Westpac's Australian consumer confidence index fell by 4.1 per cent to a two-year low of 96.5 in July, marking a second consecutive decline that comes despite a duo of Reserve Bank of Australia (RBA) interest rate cuts being delivered over the same time period.
“One of the things the Reserve Bank were looking at was that while inflation has been low for several years now, wages growth non-existent and retail spending terrible, the negative data has been balanced by low unemployment.”
“Once unemployment started to rise that was the trigger for them to cut rates and if it continues to rise it will lead to more interest rate cuts.”
The unemployment rate is currently at 5.2 per cent, its highest level since August 2018.
Job cuts, such as those announced by Telstra and Coles in the last month, along with a sluggish forward employment indicators in the NAB Business Survey do not bode well for the direction the unemployment rate needs to take.

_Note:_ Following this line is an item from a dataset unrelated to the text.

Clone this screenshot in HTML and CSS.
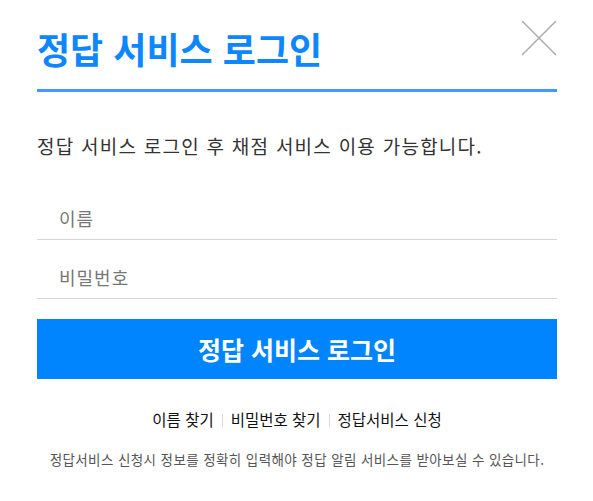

Australia's economy has slowed sharply since the end of June 2018, much like those in the rest of the developed world, as business confidence and investment have been crimped by the U.S. trade war with China and fears of a broad global economic slowdown set in.
“Australia will get caught up. We rely very heavily on China and if its growth slumps then that's really bad news for us.”
“If we start to see rising unemployment in Australia a lot of it will be because of the trade war.”
The state of cross-boarder investment remains weak following the boom selling-frenzy years between 2012 and 2017, Chinese buyer inquiries for Australian housing have slowed to a trickle.
“Buyers from Asia, a key market for new development, have dropped dramatically.”
Over the past 12 months alone, property seekers from China have dropped by over 60 per cent to the lowest level recorded, and confidence in the new apartment sector is low following some high-profile structural issues.
Figures released in February by the Foreign Investment Review Board (FIRB) highlighted that Chinese investments in residential and commercial real estate fell to $12.7 billion, less than half of the peak value of more than $31 billion two years prior.
The value of lending to investors was also down 45.4 per cent in April from its peak in April 2015, according to the Australian Bureau of Statistics.
Queensland is leading the way in the recovery. Brisbane has been the first capital city off the block in terms of price growth.
Brisbane's infrastructure backlog is finally starting to move with a string of new projects, which is helping to lift the state economy and take over from the city's slowing apartment market.
“Over supply of apartments in Brisbane had the potential to derail Australia’s financial stability, however, not only did Brisbane weather the downturn very well, it is the first capital city to see positive growth in June,” Conisbee said.
The Queensland capital was up 0.1 per cent in the quarter with a median of $490,000, weathering the national downturn despite risks its over supply of apartments threatened to derail financial stability.
Sydney and Melbourne both lost 0.4 per cent in the quarter to $805,000 and $650,000 respectively.
“There is also greater positivity in the market as a result of a new airport runway and casino.”
The Queensland budget, announced last month, featured almost $13 billion in capital works programs to support 40,500 jobs across Queensland, with 25,500 of these jobs in regions.
The Palaszczuk government is using the Cross River Rail to undertake redevelopment in Woolloongabba in Brisbane's south and the Roma Street transit station, which they are hoping to turn into a 17,000-seat entertainment stadium.
The Brisbane City Council's $944 million Metro project will also link with the Cross River Rail.
“While there is a clear affordability edge in South-East Queensland compared to Sydney, it is jobs that is making the move possible.
“The upswing is also extending to regional areas, with Mackay seeing the strongest price growth of any region in Australia over the past 12 months, and many smaller mining towns are roaring ahead.
“The other more unique factor about Brisbane is that we are seeing some big jumps in offshore property seekers.
“Chinese buyers are gone but property seekers from India have more than doubled over the past 12 months, perhaps suggesting that Indian born buyers may begin to have as big an influence on house and land sales as they have had in Melbourne and Sydney.”